Thursday, May 14, 2009

Fresh Air: Erik Reese and An American Gospel

I was listening to Fresh Air with Terry Gross last night on the way home from work. I truly enjoy the show, and I really felt I should share this interview with you all. I'd love to hear your thoughts on it - but if you're just looking for the link, you can listen to the interview here.

Erik Reese recently published the book "An American Gospel: On Family, History, and the Kingdom of God," and its a discussion of America and our vision of the Kingdom of God. Reese is straight forward and honest in his reflections about American religion. He takes issue with how many churches fixate on the fear of sin and the need to repent, how church can be overly focused on the limiting features of religion. That Reese brings voice to these things is seriously refreshing.

Instead of the punitive nature of God preached at some churches, Reese prefers to see the all encompassing and loving nature of God. That we see the Creation and evidence of God in all of nature. That the basis of Christianity can be found in The Sermon on the Mount.
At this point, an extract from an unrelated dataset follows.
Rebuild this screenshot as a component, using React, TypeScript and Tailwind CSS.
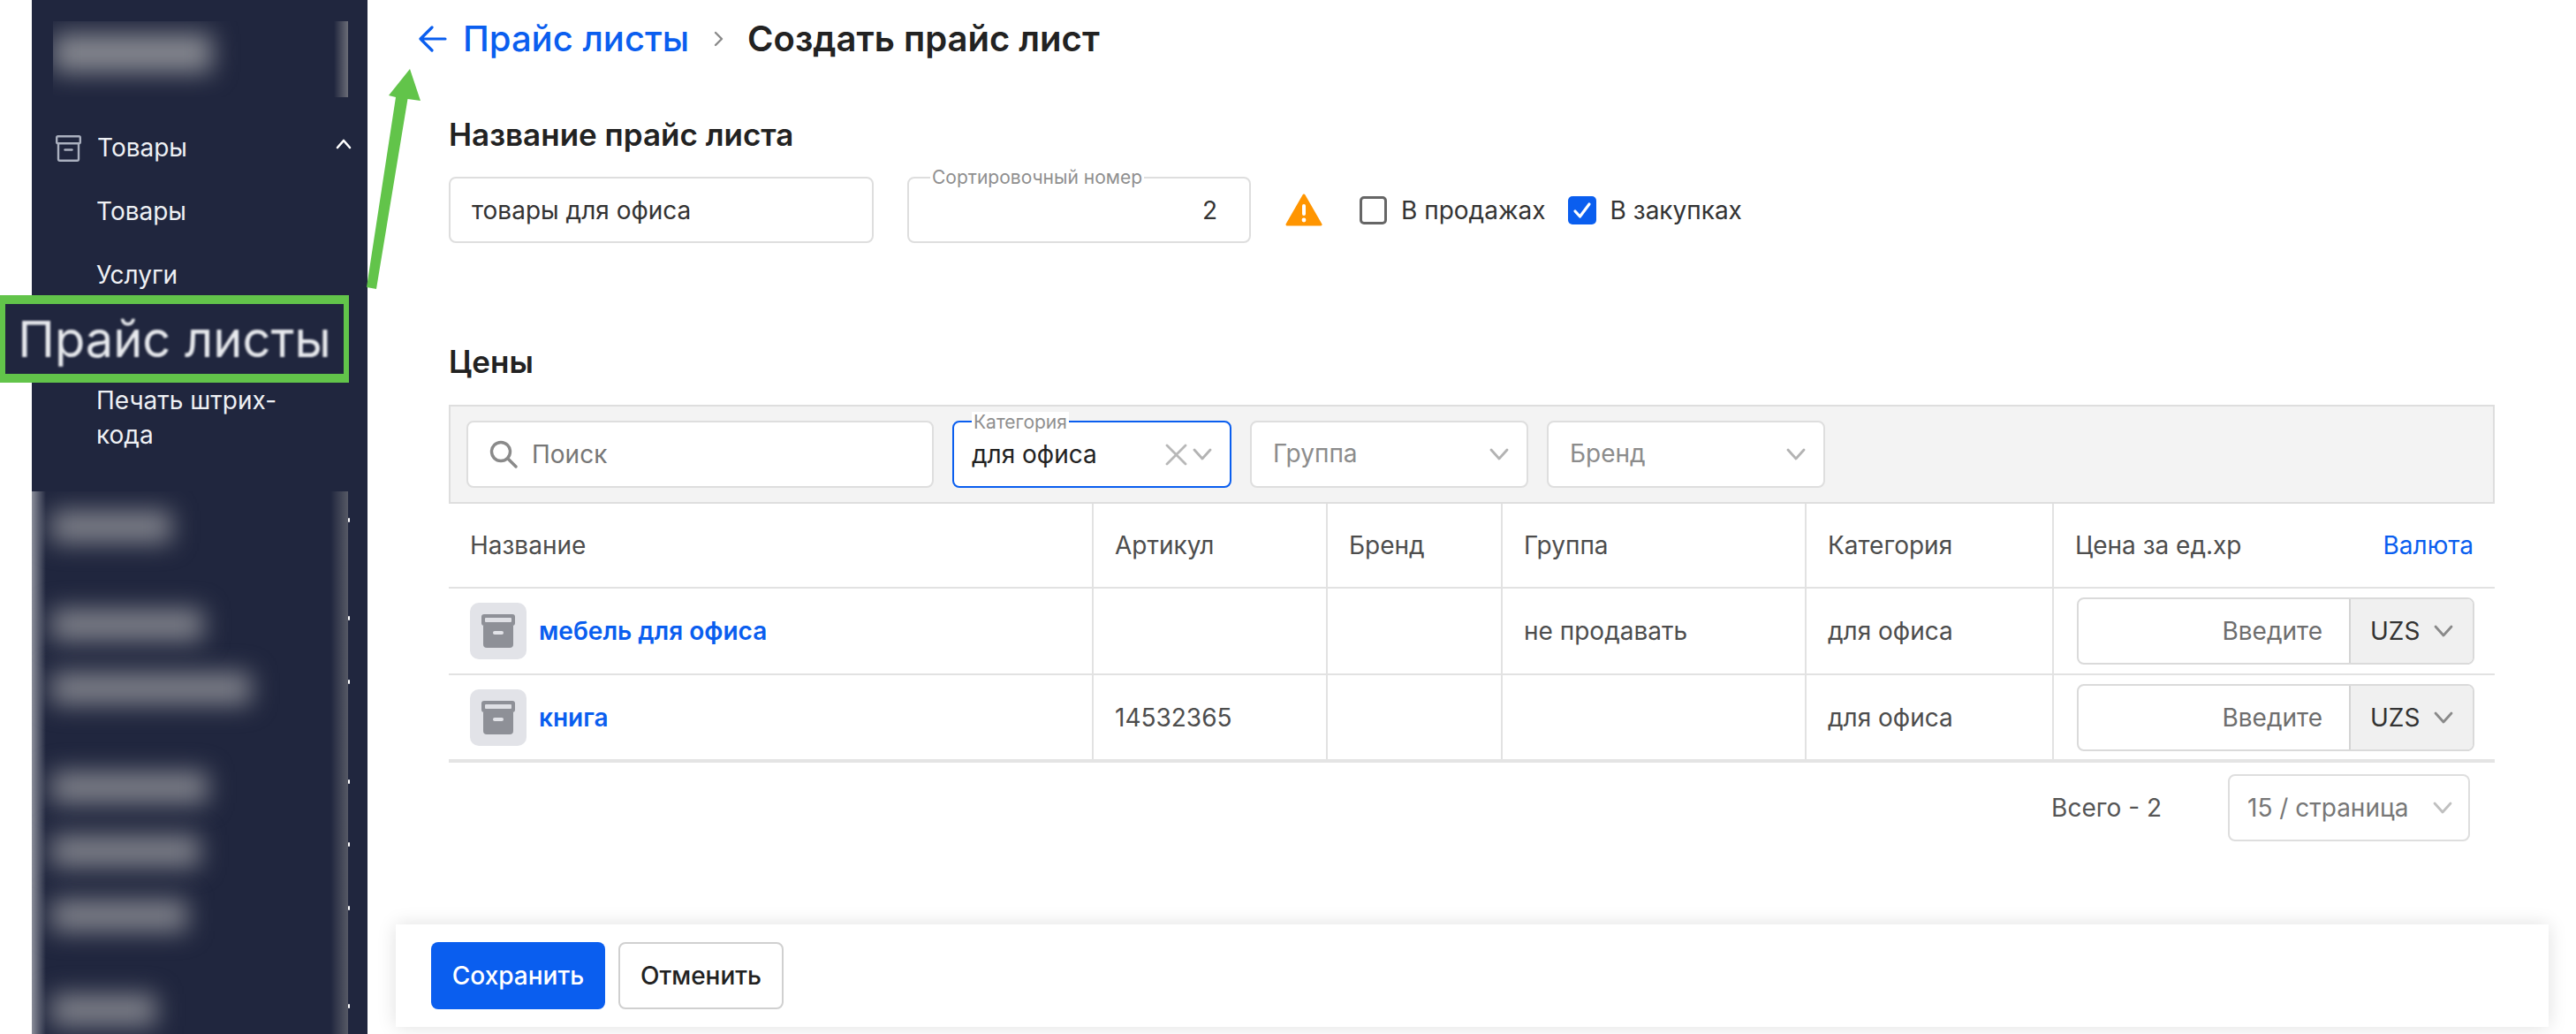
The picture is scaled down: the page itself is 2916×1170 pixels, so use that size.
import type { ReactNode } from 'react';

const blurredRows = [
  { width: 'w-[136px]', offset: 'mt-[22px]' },
  { width: 'w-[172px]', offset: 'mt-[75px]' },
  { width: 'w-[226px]', offset: 'mt-[36px]' },
  { width: 'w-[177px]', offset: 'mt-[76px]' },
  { width: 'w-[168px]', offset: 'mt-[36px]' },
  { width: 'w-[154px]', offset: 'mt-[37px]' },
  { width: 'w-[119px]', offset: 'mt-[71px]' },
];

// clipped chevrons that stick out of the blurred block
const markOffsets = ['mt-[30px]', 'mt-[106px]', 'mt-[67px]', 'mt-[108px]', 'mt-[66px]', 'mt-[67px]', 'mt-[106px]'];

const rows = [
  { name: 'мебель для офиса', sku: '', group: 'не продавать', category: 'для офиса' },
  { name: 'книга', sku: '14532365', group: '', category: 'для офиса' },
];

const tableCols = 'grid-cols-[730px_265px_198px_344px_280px_1fr]';

function Chevron({ className = 'text-[#b3b3b3]' }: { className?: string }) {
  return (
    <svg className={`h-[14px] w-[22px] shrink-0 ${className}`} viewBox="0 0 22 14" fill="none" stroke="currentColor" strokeWidth="2.8" strokeLinecap="round" strokeLinejoin="round">
      <path d="M2 2l9 10 9-10" />
    </svg>
  );
}

function ArchiveFilled() {
  return (
    <svg className="h-[38px] w-[38px]" viewBox="0 0 38 38">
      <rect x="0" y="0" width="38" height="13" rx="3" fill="#8e9097" />
      <rect x="4" y="4" width="30" height="5" rx="1" fill="#dfe0e5" />
      <path d="M2 13h34v21a4 4 0 0 1-4 4H6a4 4 0 0 1-4-4z" fill="#8e9097" />
      <rect x="13" y="19" width="12" height="4" rx="2" fill="#e2e3e8" />
    </svg>
  );
}

function SelectBox({ label }: { label: string }) {
  return (
    <div className="flex h-[76px] w-[315px] items-center justify-between rounded-[8px] border-2 border-[#dedede] bg-white pl-[24px] pr-[20px] text-[28px] text-[#8c8c8c]">
      <span className="-mt-[2px]">{label}</span>
      <Chevron />
    </div>
  );
}

function Cell({ children, last }: { children?: ReactNode; last?: boolean }) {
  return (
    <div className={`flex items-center pl-[24px] text-[28px] text-[#4d4d4d] ${last ? '' : 'border-r-2 border-[#e2e2e2]'}`}>
      {children}
    </div>
  );
}

function PriceInput() {
  return (
    <div className="ml-[2px] flex h-[76px] w-[450px] overflow-hidden rounded-[8px] border-2 border-[#dadada]">
      <div className="flex flex-1 items-center justify-end pr-[30px] text-[28px] text-[#6e6e6e]">Введите</div>
      <div className="flex w-[140px] items-center gap-[16px] border-l-2 border-[#d4d4d4] bg-[#f0f0f0] pl-[22px] text-[28px] text-[#333]">
        UZS
        <Chevron className="text-[#8a8a8a]" />
      </div>
    </div>
  );
}

export default function App() {
  return (
    <div className="relative flex h-[1170px] w-[2916px] overflow-hidden bg-white font-[Inter,'Liberation_Sans',sans-serif]">
      <aside className="ml-[36px] flex w-[380px] shrink-0 flex-col bg-[#20263e] text-[28px] text-[#eef0f4]">
        <div className="relative ml-[24px] mt-[24px] h-[86px] w-[334px] overflow-hidden">
          <div className="absolute left-0 top-[14px] h-[44px] w-[180px] bg-[#85878f] blur-[14px]" />
          <div className="absolute right-0 top-0 h-full w-[16px] bg-linear-to-l from-[#6a6c76] to-transparent" />
        </div>

        <div className="ml-[27px] mt-[43px] flex h-[30px] items-center">
          <svg className="h-[30px] w-[29px] text-[#aab0bf]" viewBox="0 0 29 30" fill="none" stroke="currentColor" strokeWidth="2.4">
            <rect x="1.2" y="1.2" width="26.6" height="8" rx="1.5" />
            <path d="M3 9v18a1.8 1.8 0 0 0 1.8 1.8h19.4A1.8 1.8 0 0 0 26 27V9" />
            <path d="M10.500 16.500h8" strokeLinecap="round" />
          </svg>
          <span className="-mt-[2px] ml-[18px]">Товары</span>
          <svg className="ml-[168px] -mt-[10px] h-[12px] w-[18px] text-white" viewBox="0 0 18 12" fill="none" stroke="currentColor" strokeWidth="2.6" strokeLinecap="round" strokeLinejoin="round">
            <path d="M2 10l7-8 7 8" />
          </svg>
        </div>
        <div className="ml-[73px] mt-[40px] leading-[32px]">Товары</div>
        <div className="ml-[73px] mt-[40px] leading-[32px]">Услуги</div>
        <div className="ml-[73px] mt-[107px] w-[240px] leading-[39px]">Печать штрих-кода</div>

        <div className="mt-[44px] flex flex-1">
          <div className="relative w-[358px] overflow-hidden">
            <div className="absolute inset-y-0 left-0 w-[16px] bg-linear-to-r from-[#8b8e9a] to-transparent" />
            <div className="absolute inset-y-0 right-0 w-[20px] bg-linear-to-l from-[#565965] to-transparent" />
            {blurredRows.map((row, i) => (
              <div key={i} className={`ml-[22px] h-[36px] bg-[#7f818a] blur-[14px] ${row.width} ${row.offset}`} />
            ))}
          </div>
          <div>
            {markOffsets.map((offset, i) => (
              <div key={i} className={`h-[5px] w-[2px] rounded-full bg-white ${offset}`} />
            ))}
          </div>
        </div>
      </aside>

      <main className="flex w-[2500px] flex-col">
        <div className="ml-[58px] flex h-[88px] items-center text-[40px] font-medium">
          <svg className="h-[30px] w-[32px] text-[#0a5eef]" viewBox="0 0 32 30" fill="none" stroke="currentColor" strokeWidth="3.2" strokeLinecap="round" strokeLinejoin="round">
            <path d="M30 15H2M15 2L2 15l13 13" />
          </svg>
          <span className="ml-[18px] text-[#0a5eef]">Прайс листы</span>
          <svg className="ml-[28px] h-[18px] w-[12px] text-[#8a8a8a]" viewBox="0 0 12 18" fill="none" stroke="currentColor" strokeWidth="2.4" strokeLinecap="round" strokeLinejoin="round">
            <path d="M2 2l7 7-7 7" />
          </svg>
          <span className="ml-[26px] font-semibold text-[#222]">Создать прайс лист</span>
        </div>

        <div className="ml-[92px] w-[2316px]">
          <h2 className="mt-[44px] h-[40px] text-[35px] font-semibold leading-[40px] text-[#222]">Название прайс листа</h2>

          <div className="mt-[28px] flex h-[75px] items-center">
            <div className="flex h-full w-[481px] items-center rounded-[8px] border-2 border-[#dedede] pl-[24px] text-[28px] text-[#333]">
              товары для офиса
            </div>
            <div className="relative ml-[38px] flex h-full w-[389px] items-center justify-end rounded-[8px] border-2 border-[#dedede] pr-[36px] text-[28px] text-[#333]">
              <span className="absolute -top-[13px] left-[24px] bg-white px-[2px] text-[21px] leading-[24px] text-[#8f8f8f]">Сортировочный номер</span>
              2
            </div>
            <svg className="ml-[39px] h-[38px] w-[42px]" viewBox="0 0 42 38">
              <path d="M21 2L40 35H2z" fill="#ff9500" stroke="#ff9500" strokeWidth="3" strokeLinejoin="round" />
              <rect x="19" y="12" width="4" height="13" rx="2" fill="#fff" />
              <circle cx="21" cy="30" r="2.400" fill="#fff" />
            </svg>
            <div className="ml-[42px] h-[32px] w-[31px] rounded-[5px] border-[3px] border-[#666]" />
            <span className="ml-[16px] text-[28px] text-[#333]">В продажах</span>
            <div className="ml-[25px] flex h-[32px] w-[32px] items-center justify-center rounded-[5px] bg-[#0a5eef]">
              <svg className="h-[20px] w-[22px] text-white" viewBox="0 0 22 20" fill="none" stroke="currentColor" strokeWidth="3.2" strokeLinecap="round" strokeLinejoin="round">
                <path d="M3 11l5.500 6L19 3" />
              </svg>
            </div>
            <span className="ml-[16px] text-[28px] text-[#333]">В закупках</span>
          </div>

          <h2 className="mt-[114px] h-[40px] text-[35px] font-semibold leading-[40px] text-[#222]">Цены</h2>

          <div className="mt-[29px] flex h-[112px] items-center gap-[21px] border-2 border-[#dedede] bg-[#f3f3f3] pl-[18px]">
            <div className="flex h-[76px] w-[529px] items-center rounded-[8px] border-2 border-[#dedede] bg-white pl-[24px] text-[28px] text-[#777]">
              <svg className="h-[32px] w-[33px] text-[#8a8a8a]" viewBox="0 0 33 32" fill="none" stroke="currentColor" strokeWidth="3.400" strokeLinecap="round">
                <circle cx="13" cy="13" r="10.500" />
                <path d="M21 21l9 9" />
              </svg>
              <span className="ml-[15px]">Поиск</span>
            </div>
            <div className="relative flex h-[76px] w-[316px] items-center rounded-[8px] border-2 border-[#0a5eef] bg-white pl-[20px] pr-[20px] text-[28px] text-[#222]">
              <span className="absolute -top-[12px] left-[20px] bg-white px-[2px] text-[21px] leading-[24px] text-[#8f8f8f]">Категория</span>
              <span className="flex-1">для офиса</span>
              <svg className="h-[25px] w-[25px] text-[#b8b8b8]" viewBox="0 0 25 25" fill="none" stroke="currentColor" strokeWidth="2.8" strokeLinecap="round">
                <path d="M2 2l21 21M23 2L2 23" />
              </svg>
              <Chevron className="ml-[6px] text-[#b3b3b3]" />
            </div>
            <SelectBox label="Группа" />
            <SelectBox label="Бренд" />
          </div>

          <div className={`grid h-[96px] border-b-2 border-[#e2e2e2] ${tableCols}`}>
            <Cell>Название</Cell>
            <Cell>Артикул</Cell>
            <Cell>Бренд</Cell>
            <Cell>Группа</Cell>
            <Cell>Категория</Cell>
            <Cell last>
              <span className="flex-1">Цена за ед.хр</span>
              <span className="pr-[24px] text-[#0a5eef]">Валюта</span>
            </Cell>
          </div>

          {rows.map((row, i) => (
            <div key={row.name} className={`grid ${tableCols} ${i === rows.length - 1 ? 'h-[99px] border-b-4 border-[#e4e4e4]' : 'h-[98px] border-b-2 border-[#e2e2e2]'}`}>
              <Cell>
                <div className="flex h-[64px] w-[64px] shrink-0 items-center justify-center rounded-[10px] bg-[#e2e3e8]">
                  <ArchiveFilled />
                </div>
                <span className="ml-[14px] font-semibold text-[#0a5eef]">{row.name}</span>
              </Cell>
              <Cell>{row.sku}</Cell>
              <Cell />
              <Cell>{row.group}</Cell>
              <Cell>{row.category}</Cell>
              <Cell last>
                <PriceInput />
              </Cell>
            </div>
          ))}

          <div className="mt-[13px] flex h-[76px] items-center justify-end pr-[28px] text-[28px] text-[#555]">
            <span>Всего - 2</span>
            <div className="ml-[75px] flex h-full w-[274px] items-center justify-between rounded-[8px] border-2 border-[#dedede] pl-[20px] pr-[18px] text-[#777]">
              15 / страница
              <Chevron className="text-[#c0c0c0]" />
            </div>
          </div>
        </div>

        <div className="ml-[32px] mt-auto mb-[8px] flex h-[116px] w-[2437px] items-center gap-[15px] bg-white pl-[40px] shadow-[0_0_20px_rgba(0,0,0,0.13)]">
          <button type="button" className="h-[76px] w-[197px] rounded-[8px] bg-[#0a5eef] text-[28px] font-medium text-white">Сохранить</button>
          <button type="button" className="h-[76px] w-[187px] rounded-[8px] border-2 border-[#d0d0d0] text-[28px] font-medium text-[#222]">Отменить</button>
        </div>
      </main>

      {/* green highlight laid over the menu */}
      <div className="absolute left-0 top-[334px] flex h-[99px] w-[395px] items-center justify-center border-x-[6px] border-y-[10px] border-[#62c44a] bg-[#20263e]">
        <span className="whitespace-nowrap text-[56px] leading-none text-[#e8eaee] blur-[1px]">Прайс листы</span>
      </div>
      <svg className="absolute left-[410px] top-[70px] h-[270px] w-[80px]" viewBox="0 0 80 270">
        <path d="M54 8L66 44L51.500 42L16 257L5 255L38 40L30 38z" fill="#62c44a" />
      </svg>
    </div>
  );
}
I really love what he's saying, what he feels the heart of the matter is. His take on what's happened and is happening in modern religion is not far different from that of Tyler Wigg Stevenson is saying; that we need to focus on what is actually in the Bible, what is actually a part of scripture to understand the true meaning of Christianity. Modern Christianity has moved fairly far away from its roots.

An excerpt from Reese's book:
"In the Gospel of Thomas, we hear Jesus' followers ask,"When will the kingdom come?" Jesus responds,"It will not come by watching for it. It will not be said, 'Look, here it is,' or 'Look, there it is.' Rather the father's kingdom is spread out upon the earth, and people do not see it."

Why don't we see it? The natural world is undeniably beautiful. Cherry blossoms are blooming outside my window right now, and tulips are engaged in their perennial resurrection. But we Americans seem to have become too distracted by accumulation and haste to pause over this remarkable observation from the Gospels of Luke and Thomas. "


Take a listen here.

So, what do you think?

1 comment:

innocentsmith said...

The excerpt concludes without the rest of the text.